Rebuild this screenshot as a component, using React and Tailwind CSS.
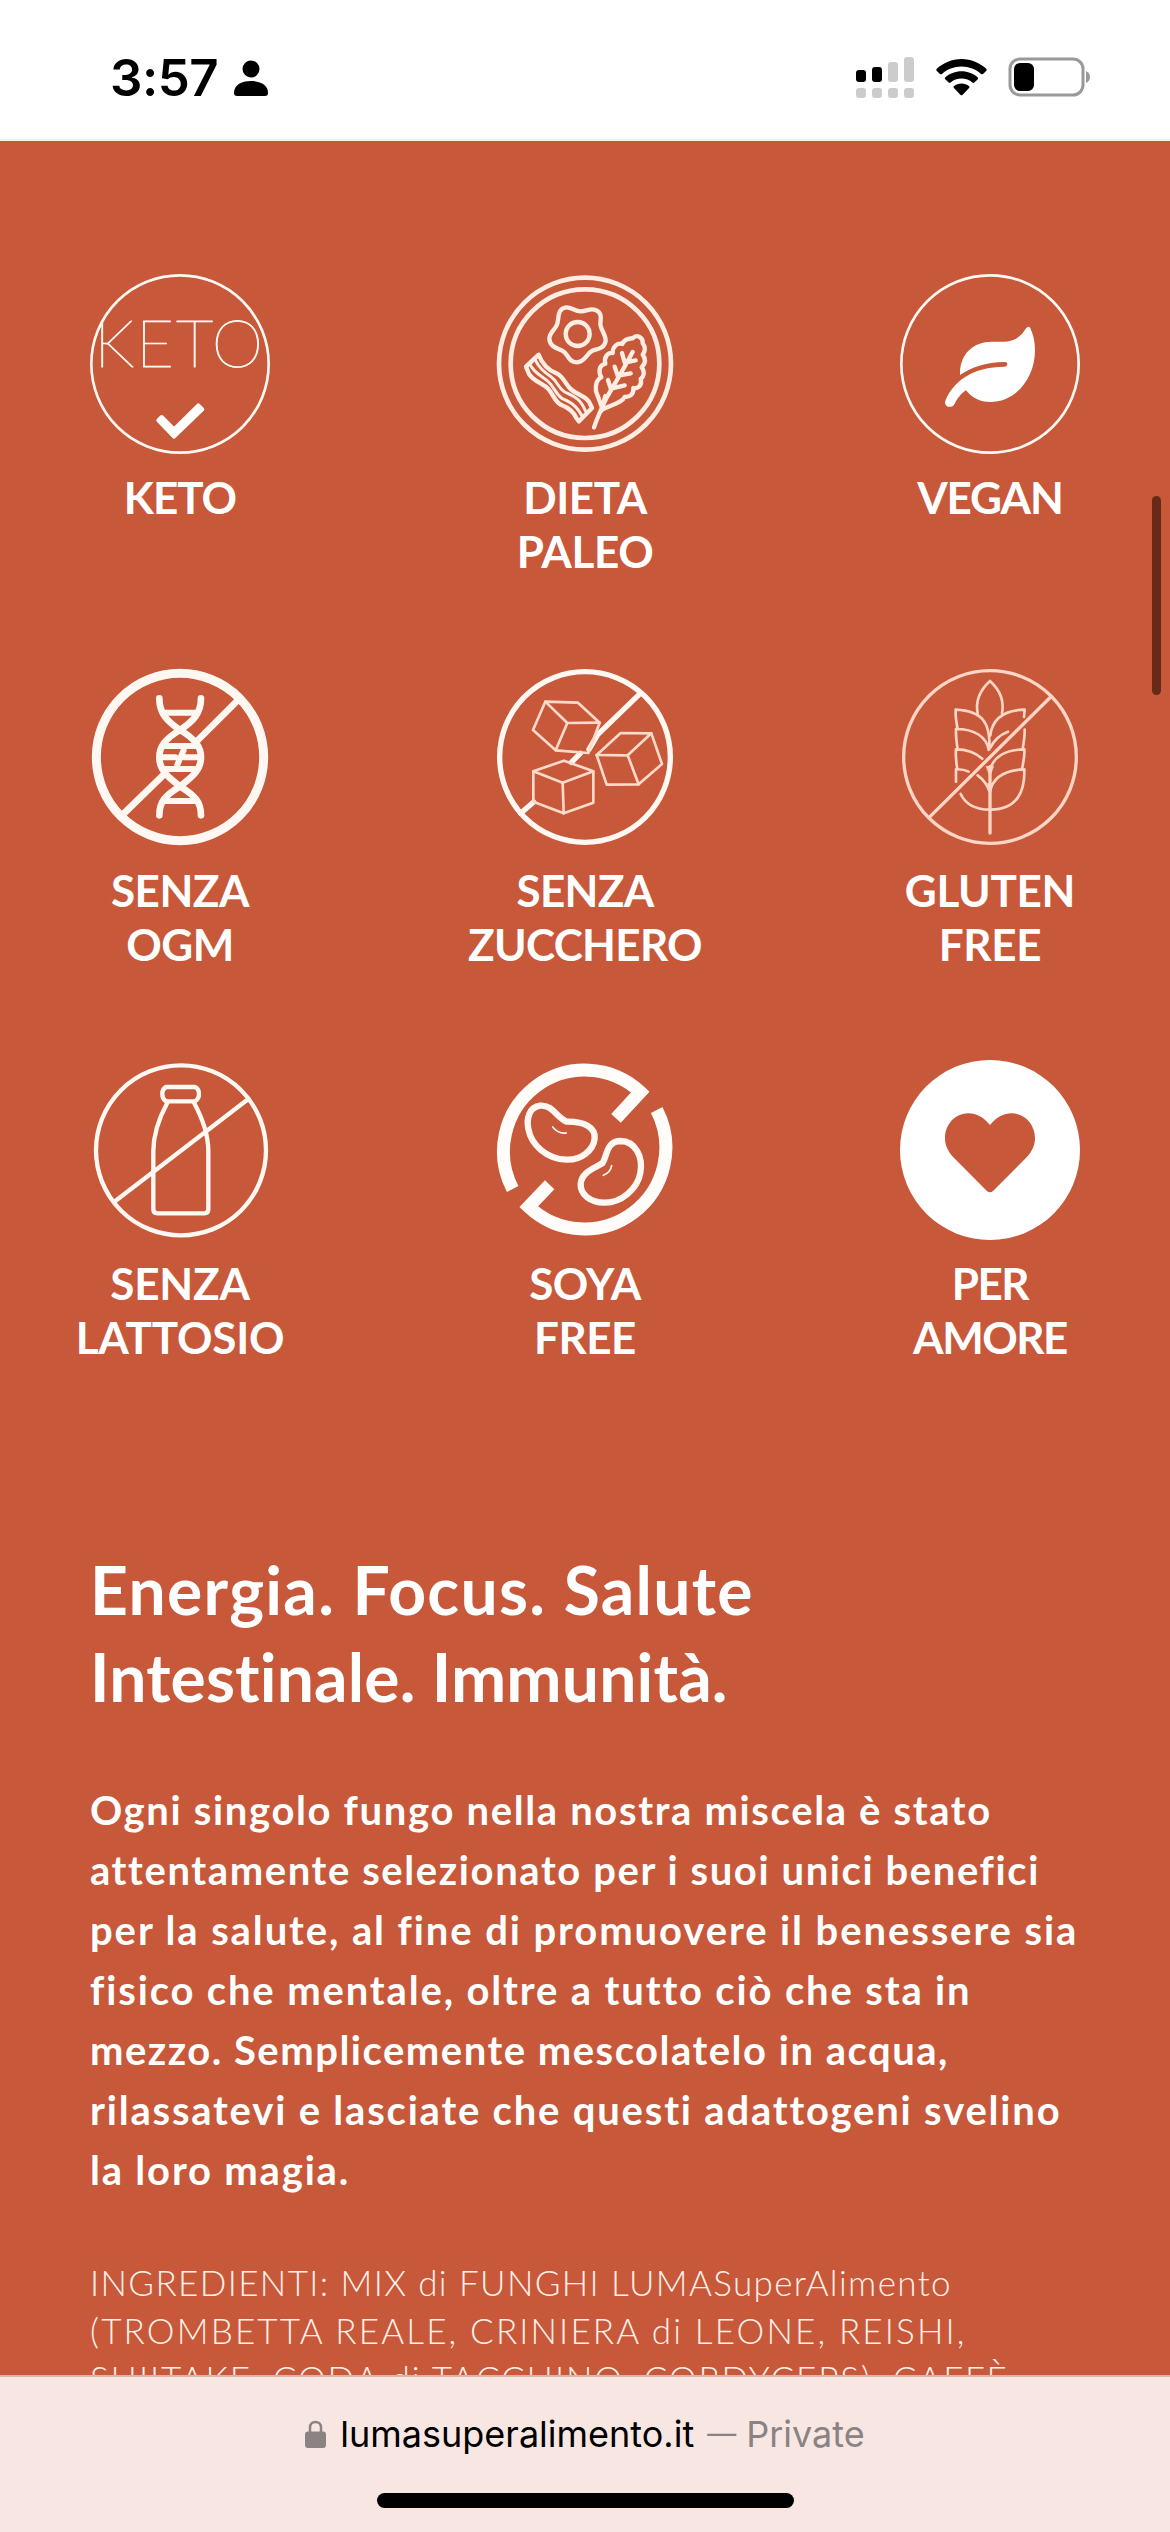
import React from "react";

const Badge = ({ viewBox, children }) => (
  <svg
    className="block h-[180px] w-[180px]"
    viewBox={viewBox}
    fill="none"
    stroke="#fff8f2"
    strokeLinecap="round"
    strokeLinejoin="round"
  >
    {children}
  </svg>
);

const KetoIcon = () => (
  <Badge viewBox="90 72 540 540">
    <circle cx="360" cy="342" r="266" strokeWidth="8" />
    <text
      x="103"
      y="351"
      fill="#fff8f2"
      strokeWidth="3"
      fontSize="196"
      textLength="506"
      className="font-['Lato'] font-thin"
    >
      KETO
    </text>
    <path
      d="M295 511 L305 501 L342 538 L415 466 L427 478 L342 560 Z"
      fill="#fff"
      stroke="#fff"
      strokeWidth="12"
    />
  </Badge>
);

const PaleoIcon = () => (
  <Badge viewBox="105 72 540 540">
    <g strokeWidth="14" stroke="#ffede3">
      <circle cx="375" cy="341" r="258" />
      <circle cx="375" cy="341" r="223" />
      <g strokeWidth="13">
        <path d="M318 172 C335 171 344 184 362 184 C382 184 390 173 407 180 C426 188 423 204 421 220 C420 236 437 252 437 272 C435 295 413 297 397 302 C380 309 377 336 350 337 C323 336 325 310 307 302 C291 295 269 290 268 266 C268 247 288 237 292 221 C297 202 292 176 318 172 Z" />
        <circle cx="353" cy="252" r="36" />
        <path d="M236 314 L198 350 L207 372 C224 397 248 399 266 418 C283 438 284 456 306 466 C327 474 340 485 349 504 L357 514 L396 474 L387 455 C370 432 346 434 329 414 C313 397 308 377 289 370 C265 360 248 345 236 314 Z" />
        <path
          d="M224 326 C236 354 254 367 273 380 C292 393 292 412 314 426 C337 438 359 441 376 482 M209 342 C225 373 249 379 266 396 C285 414 286 432 307 446 C330 456 349 465 366 498"
          strokeWidth="9"
        />
        <path d="M428 478 L408 424 C406 402 409 388 424 382 C413 363 419 345 436 341 C431 323 442 307 458 309 C458 290 472 277 487 282 C494 263 513 267 519 264 C530 252 550 262 548 280 C558 291 555 306 548 314 C560 329 554 343 545 352 C556 366 551 380 542 387 C548 407 532 417 520 414 C522 435 508 441 494 441 C487 457 459 463 428 478 Z" />
        <path d="M402 532 C413 500 425 474 440 443 C462 405 488 362 518 306 M444 390 L453 418 M436 438 L424 482 M464 350 L475 383 M486 309 L496 344 M454 416 L494 406 M475 377 L512 370 M497 337 L527 331" />
      </g>
    </g>
  </Badge>
);

const VeganIcon = () => (
  <Badge viewBox="120 72 540 540">
    <circle cx="390" cy="342" r="266" strokeWidth="8" />
    <path
      d="M300 375 C298 312 340 275 395 275 H430 C465 275 485 258 498 235 Q505 226 511 234 C520 255 525 275 525 300 C525 388 465 456 390 456 C360 456 335 443 318 421 C300 433 292 447 284 461 Q277 473 263 470 Q252 465 256 452 C280 395 335 350 435 350 Q442 349 442 343 Q442 336 435 336 C375 337 335 352 300 375 Z"
      fill="#fff"
      stroke="none"
    />
  </Badge>
);

const NoGmoIcon = () => (
  <Badge viewBox="90 51 540 540">
    <circle cx="360" cy="321" r="251" strokeWidth="27" />
    <g strokeWidth="20">
      <path d="M530 154 L414 270 M307 378 L190 492" />
      <path d="M298 145 C298 190 320 213 360 240 C405 267 423 290 423 322 C423 360 396 382 360 409 C313 438 298 456 298 496" />
      <path d="M423 145 C423 190 400 213 360 240 C315 267 298 290 298 322 C298 360 324 382 360 409 C407 438 423 456 423 496" />
      <path
        d="M315 188 H405 M310 288 H412 M303 322 H346 M372 322 H418 M310 357 H412 M317 453 H404 M371 301 L352 344"
        strokeWidth="18"
      />
    </g>
  </Badge>
);

const NoSugarIcon = () => (
  <Badge viewBox="135 51 540 540">
    <circle cx="405" cy="321" r="256" strokeWidth="16" />
    <path
      d="M570 131 L443 254 L417 298 M391 310 L364 337 M251 456 L212 490"
      strokeWidth="16"
    />
    <g strokeWidth="8" stroke="#ffd9c9">
      <path d="M286 155 L384 158 L449 218 L415 309 L317 301 L249 240 Z" />
      <path d="M286 155 L352 219 L317 301 M352 219 L449 218" />
      <path d="M250 364 L342 332 L430 364 V458 L341 490 L250 455 Z" />
      <path d="M250 364 L338 398 L430 364 M338 398 L341 490" />
      <path d="M440 315 L512 249 L604 250 L636 342 L566 403 L470 404 Z" />
      <path d="M440 315 L533 316 L604 250 M533 316 L566 403" />
    </g>
  </Badge>
);

const GlutenIcon = () => (
  <Badge viewBox="90 51 540 540">
    <g stroke="#ffd5c5" strokeWidth="8">
      <circle cx="360" cy="321" r="259" strokeWidth="10" />
      <path d="M542 141 L180 500" strokeWidth="10" />
      <path d="M323 190 C315 149 336 115 360 93 C384 115 404 149 396 190" />
      <path d="M358 298 C362 218 338 183 257 179 C256 200 259 218 263 237 M258 237 C313 237 350 260 356 300 M258 237 C257 263 260 279 263 298" />
      <path d="M361 256 C367 208 399 181 464 179 L462 201 M361 293 C373 269 387 255 414 245 M464 239 C465 265 460 278 458 298" />
      <path d="M258 298 C294 298 318 309 337 326 M258 298 C256 322 259 339 262 358 M360 360 C371 319 403 300 463 298 M463 298 C465 320 459 339 456 358" />
      <path d="M258 358 C276 357 286 360 296 365 M258 358 V395 M323 376 C341 389 352 406 358 423 M360 423 C370 382 403 360 463 358 C465 422 443 480 360 479 C315 479 286 461 272 432" />
      <path d="M360 350 V549" strokeWidth="10" />
      <path d="M349 349 H371 L360 378 Z M353 400 L360 436 L368 400" fill="#ffd5c5" strokeWidth="2" />
    </g>
  </Badge>
);

const NoMilkIcon = () => (
  <Badge viewBox="90 60 540 540">
    <g strokeWidth="13">
      <circle cx="363" cy="331" r="255" />
      <path d="M564 178 L163 485" />
      <path d="M318 141 H405 C421 149 421 174 405 184 H318 C303 174 303 149 318 141 Z" />
      <path d="M322 188 C291 245 280 287 280 334 V508 Q280 520 292 520 H433 Q445 520 445 508 V334 C445 287 433 245 402 188" />
    </g>
  </Badge>
);

const NoSoyIcon = () => (
  <Badge viewBox="105 60 540 540">
    <g strokeLinecap="butt" strokeLinejoin="miter" strokeWidth="39" stroke="#fffcfa">
      <path d="M158 447 A244 244 0 0 1 541 156 L468 235" />
      <path d="M590 210 A244 244 0 0 1 206 500 L269 434" />
    </g>
    <path
      d="M321 245 C289 233 278 194 241 197 C207 201 199 236 205 267 C214 315 260 357 319 359 C362 361 400 332 404 296 C407 262 372 244 321 245 Z"
      strokeWidth="19"
    />
    <path
      d="M427 370 C442 349 438 303 482 303 C526 304 550 350 541 399 C532 448 482 489 434 488 C391 487 360 464 362 431 C365 397 400 386 427 370 Z"
      strokeWidth="19"
    />
    <path d="M278 261 Q296 283 319 279 M455 377 Q452 397 430 406" strokeWidth="5" />
  </Badge>
);

const LoveIcon = () => (
  <Badge viewBox="90 60 540 540">
    <circle cx="360" cy="330" r="270" fill="#fff" stroke="none" />
    <path
      d="M360 255 C380 232 400 220 425 220 C465 220 495 254 495 295 C495 315 487 334 470 352 L370 452 Q360 462 350 452 L250 352 C233 334 225 315 225 295 C225 254 255 220 295 220 C320 220 340 232 360 255 Z"
      fill="#c8583a"
      stroke="none"
    />
  </Badge>
);

const features = [
  { Icon: KetoIcon, lines: ["KETO"], tracking: "tracking-[-1px]" },
  { Icon: PaleoIcon, lines: ["DIETA", "PALEO"], tracking: "tracking-[-0.4px]" },
  { Icon: VeganIcon, lines: ["VEGAN"], tracking: "tracking-[-1.1px]" },
  { Icon: NoGmoIcon, lines: ["SENZA", "OGM"], tracking: "tracking-[-0.5px]" },
  { Icon: NoSugarIcon, lines: ["SENZA", "ZUCCHERO"], tracking: "tracking-[-0.7px]" },
  { Icon: GlutenIcon, lines: ["GLUTEN", "FREE"], tracking: "tracking-[-0.3px]" },
  { Icon: NoMilkIcon, lines: ["SENZA", "LATTOSIO"], tracking: "tracking-[-0.2px]" },
  { Icon: NoSoyIcon, lines: ["SOYA", "FREE"], tracking: "tracking-[-0.5px]" },
  { Icon: LoveIcon, lines: ["PER", "AMORE"], tracking: "tracking-[-1.5px]" },
];

const StatusBar = () => (
  <header className="flex h-[141px] shrink-0 items-start justify-between border-b-2 border-[#f3eeea] bg-white pl-[110px] pr-[79px] pt-[56px] text-black">
    <div className="flex items-start">
      <span className="font-['Inter'] text-[51px] font-semibold leading-[44px] tracking-[-0.5px]">
        3:57
      </span>
      <svg className="ml-4 mt-1 h-9 w-[34px]" viewBox="0 0 34 36">
        <circle cx="17" cy="9" r="8.5" />
        <path d="M0 33 C0 25 7 21 17 21 C27 21 34 25 34 33 Q34 36 31 36 H3 Q0 36 0 33 Z" />
      </svg>
    </div>
    <div className="flex items-start">
      <svg className="h-[43px] w-[59px]" viewBox="0 0 59 43">
        <rect x="0" y="14" width="10" height="12" rx="3" />
        <rect x="16" y="11" width="10" height="15" rx="3" />
        <g fill="#cccccc">
          <rect x="32" y="6" width="10" height="20" rx="3" />
          <rect x="48" y="1" width="10" height="25" rx="3" />
          <rect x="0" y="32" width="10" height="10" rx="3" />
          <rect x="16" y="32" width="10" height="10" rx="3" />
          <rect x="32" y="32" width="10" height="10" rx="3" />
          <rect x="48" y="32" width="10" height="10" rx="3" />
        </g>
      </svg>
      <svg className="ml-[21px] mt-[3px] h-[37px] w-[51px]" viewBox="0 0 51 37">
        <path d="M25.5 0 C35 0 44 4 50.5 10 Q51 11 50.4 11.7 L47 15 Q46 15.6 45 15 C40 10.4 33 7.6 25.5 7.6 C18 7.6 11 10.4 6 15 Q5 15.6 4 15 L.6 11.7 Q0 11 .5 10 C7 4 16 0 25.5 0 Z" />
        <path d="M25.5 12.3 C31.7 12.3 37.4 14.6 41.8 18.5 Q42.6 19.3 41.8 20.2 L38.3 23.6 Q37.4 24.3 36.5 23.6 C33.5 21 29.7 19.5 25.5 19.5 C21.3 19.5 17.5 21 14.5 23.6 Q13.6 24.3 12.7 23.6 L9.2 20.2 Q8.4 19.3 9.2 18.5 C13.6 14.6 19.3 12.3 25.5 12.3 Z" />
        <path d="M25.5 24.5 C28.4 24.5 31 25.5 33.1 27.2 Q33.9 28.1 33.1 29 L26.4 36 Q25.5 36.7 24.6 36 L17.9 29 Q17.1 28.1 17.9 27.2 C20 25.5 22.6 24.5 25.5 24.5 Z" />
      </svg>
      <svg className="ml-[21px] mt-[1px] h-[40px] w-[83px]" viewBox="0 0 83 40">
        <rect x="2" y="2" width="73" height="36" rx="10" fill="none" stroke="#999" strokeWidth="3" />
        <rect x="6" y="6" width="20" height="28" rx="6" />
        <path d="M78 14 Q82 16 82 20 Q82 24 78 26 Z" fill="#999" />
      </svg>
    </div>
  </header>
);

export default function App() {
  return (
    <div className="relative flex h-[2532px] w-[1170px] flex-col overflow-hidden bg-[#c8583a]">
      <StatusBar />
      <main className="min-h-0 flex-1 overflow-hidden px-[90px] pt-[133px] font-['Lato'] text-white">
        <section className="grid grid-cols-[180px_180px_180px] justify-between">
          {features.map(({ Icon, lines, tracking }, index) => (
            <div key={index} className="flex h-[393px] flex-col items-center">
              <Icon />
              <div
                className={`mt-4 whitespace-nowrap text-center text-[44px] font-bold leading-[54px] ${tracking}`}
              >
                {lines.map((line) => (
                  <div key={line}>{line}</div>
                ))}
              </div>
            </div>
          ))}
        </section>

        <h2 className="mt-[93px] whitespace-nowrap text-[66px] font-bold leading-[87px]">
          <span className="block tracking-[1.3px]">Energia. Focus. Salute</span>
          <span className="block tracking-[0.15px]">Intestinale. Immunità.</span>
        </h2>

        <p className="mt-[60px] whitespace-nowrap text-[40px] font-bold leading-[60px]">
          <span className="block tracking-[1.65px]">Ogni singolo fungo nella nostra miscela è stato</span>
          <span className="block tracking-[1.6px]">attentamente selezionato per i suoi unici benefici</span>
          <span className="block tracking-[1.9px]">per la salute, al fine di promuovere il benessere sia</span>
          <span className="block tracking-[1.85px]">fisico che mentale, oltre a tutto ciò che sta in</span>
          <span className="block tracking-[1.5px]">mezzo. Semplicemente mescolatelo in acqua,</span>
          <span className="block tracking-[1.8px]">rilassatevi e lasciate che questi adattogeni svelino</span>
          <span className="block tracking-[1.8px]">la loro magia.</span>
        </p>

        <p className="mt-[58px] whitespace-nowrap text-[35px] font-light leading-[48px] text-[#fff1e8]">
          <span className="block tracking-[1.38px]">INGREDIENTI: MIX di FUNGHI LUMASuperAlimento</span>
          <span className="block tracking-[2.15px]">(TROMBETTA REALE, CRINIERA di LEONE, REISHI,</span>
          <span className="block tracking-[1.9px]">SHIITAKE, CODA di TACCHINO, CORDYCEPS), CAFFÈ</span>
        </p>
      </main>

      <footer className="flex h-[157px] shrink-0 flex-col items-center border-t-2 border-[#dcb5aa] bg-[#f8e6e2] pt-[33px] font-['Inter']">
        <div className="flex h-[48px] items-center whitespace-nowrap text-[36px] leading-[48px]">
          <svg className="mr-[14px] h-[28px] w-[21px]" viewBox="0 0 21 28" fill="none">
            <path d="M5 12 V7.5 C5 0 16 0 16 7.5 V12" stroke="#8a8283" strokeWidth="2.5" />
            <rect x="0" y="11.5" width="21" height="16.5" rx="3" fill="#8a8283" />
          </svg>
          <span className="text-black">lumasuperalimento.it</span>
          <span className="ml-[13px] flex gap-[10px] text-[#8a8283]">
            <span className="text-[29px]">—</span>
            <span>Private</span>
          </span>
        </div>
        <div className="mt-[35px] h-[15px] w-[417px] rounded-full bg-black" />
      </footer>

      {/* scroll indicator */}
      <div className="absolute left-[1152px] top-[496px] h-[199px] w-[9px] rounded-full bg-[#652b18]" />
    </div>
  );
}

---+---

[DO THIS]: Print, exactly as written, the lines above from the first one to the one containing "import React from". Leave out pictures.

[RESPONSE BELOW]:
Rebuild this screenshot as a component, using React and Tailwind CSS.
import React from "react";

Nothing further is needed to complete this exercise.